ABU DHABI: Abu Dhabi will commit up to $272 million to support technology start-ups, it said on Sunday, in a dedicated hub as part of efforts to diversify its economy.

US tech giant Microsoft will be a strategic partner, providing technology and cloud services to the businesses that join the hub as the capital of the United Arab Emirates continues its push to reduce reliance on oil revenue.
Abu Dhabi derives about 50 percent of its real gross domestic product and about 90 percent of central government revenue from the hydrocarbon sector, according to ratings agency S&P.
The emirate launched a $13.6 billion stimulus fund, Ghadan 21, in September last year to accelerate economic growth. Ghadan means tomorrow in Arabic. The new initiative, named Hub 71, is linked to Ghadan will also involve the launch of a $136 million fund to invest in start-ups, said Ibrahim Ajami, head of Mubadala Ventures, the technology arm of Mubadala Investment Co.

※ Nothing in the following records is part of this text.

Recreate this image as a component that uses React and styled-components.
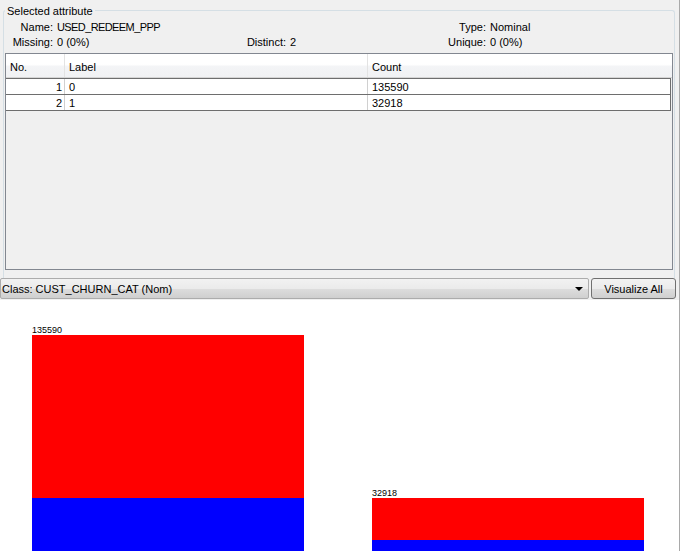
import React from "react";
import styled, { createGlobalStyle } from "styled-components";

const GlobalStyle = createGlobalStyle`
  html, body {
    margin: 0;
    padding: 0;
    background: #ffffff;
  }
  body {
    font-family: "Liberation Sans", Arial, sans-serif;
    font-size: 11px;
    color: #000;
    overflow: hidden;
  }
  * {
    box-sizing: border-box;
  }
`;

const rows = [
  { no: 1, label: "0", count: "135590" },
  { no: 2, label: "1", count: "32918" },
];

// bars of the class histogram: total height is the count, blue part is the second class
const bars = [
  { x: 32, top: 35, split: 198, label: "135590" },
  { x: 372, top: 198, split: 240, label: "32918" },
];

const App = () => {
  return (
    <>
      <GlobalStyle />
      <Window>
        <TopPanel>
          <GroupBox>
            <GroupTitle>Selected attribute</GroupTitle>
            <InfoGrid>
              <InfoCell $labelWidth={48}>
                <InfoLabel>Name:</InfoLabel>
                <InfoValue $tight>USED_REDEEM_PPP</InfoValue>
              </InfoCell>
              <InfoCell />
              <InfoCell $labelWidth={74}>
                <InfoLabel>Type:</InfoLabel>
                <InfoValue>Nominal</InfoValue>
              </InfoCell>
              <InfoCell $labelWidth={48}>
                <InfoLabel>Missing:</InfoLabel>
                <InfoValue>0 (0%)</InfoValue>
              </InfoCell>
              <InfoCell $labelWidth={54}>
                <InfoLabel>Distinct:</InfoLabel>
                <InfoValue>2</InfoValue>
              </InfoCell>
              <InfoCell $labelWidth={74}>
                <InfoLabel>Unique:</InfoLabel>
                <InfoValue>0 (0%)</InfoValue>
              </InfoCell>
            </InfoGrid>
            <Table>
              <HeaderRow>
                <HeadCell>No.</HeadCell>
                <HeadCell>Label</HeadCell>
                <HeadCell>Count</HeadCell>
              </HeaderRow>
              {rows.map((r) => (
                <Row key={r.no}>
                  <Cell $right>{r.no}</Cell>
                  <Cell>{r.label}</Cell>
                  <Cell>{r.count}</Cell>
                </Row>
              ))}
            </Table>
          </GroupBox>
          <Controls>
            <Combo>
              <span>Class: CUST_CHURN_CAT (Nom)</span>
              <Arrow />
            </Combo>
            <Button>Visualize All</Button>
          </Controls>
        </TopPanel>
        <Plot>
          <svg width="679" height="252" viewBox="0 0 679 252">
            {bars.map((b) => (
              <g key={b.label}>
                <text
                  x={b.x}
                  y={b.top - 2}
                  fontSize="9"
                  fontFamily="Liberation Sans, sans-serif"
                  fill="#000"
                >
                  {b.label}
                </text>
                <rect x={b.x} y={b.top} width="272" height={b.split - b.top} fill="#ff0000" />
                <rect x={b.x} y={b.split} width="272" height="80" fill="#0000ff" />
              </g>
            ))}
          </svg>
        </Plot>
      </Window>
    </>
  );
};

const Window = styled.div`
  width: 680px;
  height: 551px;
  border-right: 1px solid #a9a9a9;
  display: flex;
  flex-direction: column;
  overflow: hidden;
`;

const TopPanel = styled.div`
  background: #f0f0f0;
  padding: 0 0 1px 0;
  display: flex;
  flex-direction: column;
`;

const GroupBox = styled.div`
  position: relative;
  margin: 10px 4px 0 3px;
  border: 1px solid #d5dfe5;
  border-bottom: none;
  border-radius: 3px 3px 0 0;
  padding: 8px 0 8px 1px;
`;

const GroupTitle = styled.div`
  position: absolute;
  top: -7px;
  left: 1px;
  padding: 0 2px;
  background: #f0f0f0;
  line-height: 14px;
`;

const InfoGrid = styled.div`
  display: grid;
  grid-template-columns: 227px 180px 1fr;
  grid-auto-rows: 15px;
  margin-bottom: 4px;
`;

const InfoCell = styled.div`
  display: flex;
  align-items: center;
  gap: 4px;
  & > :first-child {
    width: ${(p) => p.$labelWidth || 0}px;
  }
`;

const InfoLabel = styled.span`
  text-align: right;
  white-space: nowrap;
`;

const InfoValue = styled.span`
  white-space: nowrap;
  letter-spacing: ${(p) => (p.$tight ? "-0.6px" : "0")};
`;

const Table = styled.div`
  height: 217px;
  border: 1px solid #828790;
  background: #f0f0f0;
  margin-right: 1px;
`;

const columns = "59px 303px 1fr";

const HeaderRow = styled.div`
  display: grid;
  grid-template-columns: ${columns};
  height: 24px;
  background: linear-gradient(#ffffff 0%, #ffffff 45%, #f3f4f6 55%, #f1f2f4 100%);
  border-bottom: 1px solid #d5d5d5;
`;

const HeadCell = styled.div`
  display: flex;
  align-items: center;
  padding: 2px 0 0 4px;
  border-right: 1px solid #e3e3e3;
  &:last-child {
    border-right: none;
  }
`;

const Row = styled.div`
  display: grid;
  grid-template-columns: ${columns};
  height: 17px;
  background: #ffffff;
  border: 1px solid #6e6e6e;
  border-left: none;
  margin-right: 1px;
  & + & {
    border-top: none;
    height: 16px;
  }
`;

const Cell = styled.div`
  display: flex;
  align-items: center;
  justify-content: ${(p) => (p.$right ? "flex-end" : "flex-start")};
  padding: 0 2px 0 4px;
  border-right: 1px solid #d0d0d0;
  &:last-child {
    border-right: none;
  }
`;

const Controls = styled.div`
  display: flex;
  gap: 2px;
  padding: 0 3px 0 0;
  height: 21px;
`;

const Combo = styled.div`
  flex: 1;
  display: flex;
  align-items: center;
  justify-content: space-between;
  padding: 0 5px 0 1px;
  border: 1px solid #acacac;
  border-radius: 2px;
  background: linear-gradient(#f2f2f2 0%, #ebebeb 50%, #dddddd 51%, #cfcfcf 100%);
`;

const Arrow = styled.span`
  width: 0;
  height: 0;
  border-left: 4px solid transparent;
  border-right: 4px solid transparent;
  border-top: 4px solid #000;
`;

const Button = styled.button`
  width: 85px;
  height: 21px;
  font-family: inherit;
  font-size: 11px;
  color: #000;
  border: 1px solid #707070;
  border-radius: 3px;
  background: linear-gradient(#f2f2f2 0%, #ebebeb 50%, #dddddd 51%, #cfcfcf 100%);
  padding: 0;
`;

const Plot = styled.div`
  flex: 1;
  background: #ffffff;
  svg {
    display: block;
  }
`;

export default App;
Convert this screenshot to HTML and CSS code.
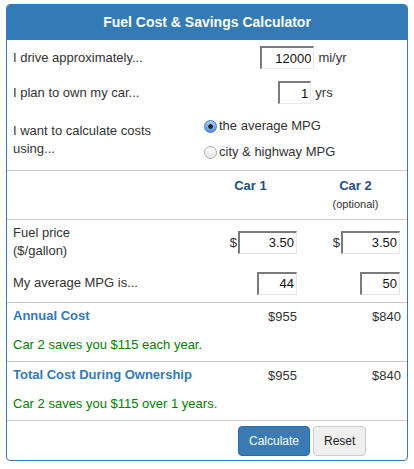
FILE: index.html
```html
<!DOCTYPE html>
<html>
<head>
<meta charset="utf-8">
<title>Fuel Cost &amp; Savings Calculator</title>
<link rel="stylesheet" href="styles.css">
</head>
<body>
<div class="panel">
  <div class="panel-head">Fuel Cost &amp; Savings Calculator</div>

  <div class="row row-drive">
    <div class="label">I drive approximately...</div>
    <div class="span-cell"><input class="box box-miles" type="text" value="12000"><span class="unit">mi/yr</span></div>
  </div>
  <div class="row row-own">
    <div class="label">I plan to own my car...</div>
    <div class="span-cell"><input class="box box-years" type="text" value="1"><span class="unit">yrs</span></div>
  </div>
  <div class="row row-method">
    <div class="label">I want to calculate costs<br>using...</div>
    <div class="radios">
      <label class="radio-line"><input type="radio" name="m" class="radio" checked>the average MPG</label>
      <label class="radio-line"><input type="radio" name="m" class="radio">city &amp; highway MPG</label>
    </div>
  </div>

  <div class="row row-cars sep">
    <div></div>
    <div class="car-head">Car 1</div>
    <div class="car-head">Car 2<div class="optional">(optional)</div></div>
  </div>

  <div class="row row-price sep">
    <div class="label">Fuel price<br>($/gallon)</div>
    <div class="cell c1"><span class="dollar">$</span><input class="box box-price" type="text" value="3.50"></div>
    <div class="cell c2"><span class="dollar">$</span><input class="box box-price" type="text" value="3.50"></div>
  </div>
  <div class="row row-mpg">
    <div class="label">My average MPG is...</div>
    <div class="cell c1"><input class="box box-mpg" type="text" value="44"></div>
    <div class="cell c2"><input class="box box-mpg" type="text" value="50"></div>
  </div>

  <div class="result sep">
    <div class="row row-cost">
      <div class="label title">Annual Cost</div>
      <div class="cell c1 money">$955</div>
      <div class="cell c2 money">$840</div>
    </div>
    <div class="saves">Car 2 saves you $115 each year.</div>
  </div>

  <div class="result sep">
    <div class="row row-cost">
      <div class="label title">Total Cost During Ownership</div>
      <div class="cell c1 money">$955</div>
      <div class="cell c2 money">$840</div>
    </div>
    <div class="saves">Car 2 saves you $115 over 1 years.</div>
  </div>

  <div class="row row-buttons sep">
    <div></div>
    <div class="span-cell buttons">
      <button class="btn btn-primary" type="button">Calculate</button>
      <button class="btn btn-default" type="button">Reset</button>
    </div>
  </div>
</div>
</body>
</html>
```

FILE: styles.css
```css
html, body {
  margin: 0;
  padding: 0;
  background: #ffffff;
}

body {
  font-family: "Liberation Sans", Arial, Helvetica, sans-serif;
  font-size: 13px;
  color: #333333;
}

.panel {
  margin: 4px 0 0 6px;
  width: 402px;
  box-sizing: border-box;
  border: 1px solid #337ab7;
  border-radius: 4px;
  overflow: hidden;
  padding-bottom: 4px;
}

.panel-head {
  height: 35px;
  line-height: 34px;
  background: #337ab7;
  color: #ffffff;
  font-weight: bold;
  font-size: 14px;
  text-align: center;
}

.row {
  display: grid;
  grid-template-columns: 190px 107px 103px;
  align-items: center;
}

.sep {
  border-top: 1px solid #cccccc;
}

.label {
  padding-left: 6px;
  line-height: 18px;
}

.span-cell {
  grid-column: 2 / 4;
  display: flex;
  justify-content: center;
  align-items: center;
}

.row-drive { height: 35px; }
.row-own { height: 35px; }
.row-method { height: 60px; }

.unit {
  margin-left: 4px;
}

.box {
  box-sizing: border-box;
  height: 23px;
  margin: 0;
  padding: 0 2px 0 0;
  font-family: "Liberation Sans", Arial, Helvetica, sans-serif;
  font-size: 13px;
  color: #111111;
  text-align: right;
  background: #ffffff;
  border-top: 2px solid #7b7b7b;
  border-left: 2px solid #7b7b7b;
  border-right: 1px solid #e8e8e8;
  border-bottom: 1px solid #e8e8e8;
  outline: none;
}

.box-miles { width: 54px; margin-left: 3px; }
.box-years { width: 33px; margin-left: 7px; }
.box-price { width: 59px; }
.box-mpg { width: 40px; }

.radios {
  grid-column: 2 / 4;
  padding-left: 7px;
  display: flex;
  flex-direction: column;
  margin-top: -2px;
}

.radio-line {
  display: flex;
  align-items: center;
  height: 26px;
  line-height: 18px;
}

.radio {
  appearance: none;
  -webkit-appearance: none;
  box-sizing: border-box;
  width: 13px;
  height: 13px;
  margin: 0 2px 0 0;
  border-radius: 50%;
  border: 1px solid #a9a9a9;
  background: linear-gradient(#ffffff, #e4e4e4);
  position: relative;
}

.radio:checked {
  border-color: #4a78b8;
  background: radial-gradient(circle at 50% 50%, #1b2430 0, #1b2430 2px, transparent 2.5px),
              linear-gradient(#a9cdf2, #4f8fd9);
}

.row-cars {
  height: 48px;
  align-items: start;
}

.car-head {
  padding-top: 7px;
  text-align: center;
  font-weight: bold;
  color: #23507d;
  line-height: 16px;
}

.optional {
  margin-top: 2px;
  font-weight: normal;
  font-size: 11px;
  color: #333333;
  line-height: 16px;
}

.cell {
  display: flex;
  justify-content: flex-end;
  align-items: center;
  padding-right: 7px;
}

.dollar {
  margin-right: 1px;
  font-size: 13px;
}

.row-price { height: 44px; }
.row-mpg { height: 38px; }

.row-cost {
  height: 26px;
}

.title {
  font-weight: bold;
  color: #337ab7;
}

.money {
  color: #333333;
}

.c2.money {
  padding-right: 6px;
}

.saves {
  height: 32px;
  line-height: 32px;
  padding-left: 6px;
  color: #008000;
}

.row-buttons {
  padding-top: 5px;
}

.buttons {
  gap: 3px;
}

.btn {
  box-sizing: border-box;
  height: 30px;
  padding: 0 10px;
  font-family: "Liberation Sans", Arial, Helvetica, sans-serif;
  font-size: 12px;
  border-radius: 4px;
  border: 1px solid;
  cursor: pointer;
}

.btn-primary {
  width: 72px;
  background: #3a7bb6;
  border-color: #2e6da4;
  color: #ffffff;
}

.btn-default {
  width: 53px;
  background: #efefef;
  border-color: #cccccc;
  color: #222222;
}
```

The goal is to have 100 companies over the next three to five years, Ajami said. “The market opportunities in this region are immense,” he added.
Mubadala, with assets of $225 billion and a big investor in tech companies, will act as the driver of the hub, located in the emirate’s financial district.
Softbank will be active in the hub and support the expansion of companies in which it has invested, Ajami said, adding that Mubadala is also aiming to attract Chinese and Indian companies, among others.
Mubadala which has committed $15 billion to the Softbank Vision Fund, plans to launch a $400 million fund to invest in leading European technology companies.
Incentives mapped out by the government include housing, office space and health insurance as part of the $272 million commitment, Ajami said.
Abu Dhabi will also announce a new research and development initiative on Monday linked to the Ghadan 21 plan, according to an invitation sent to journalists.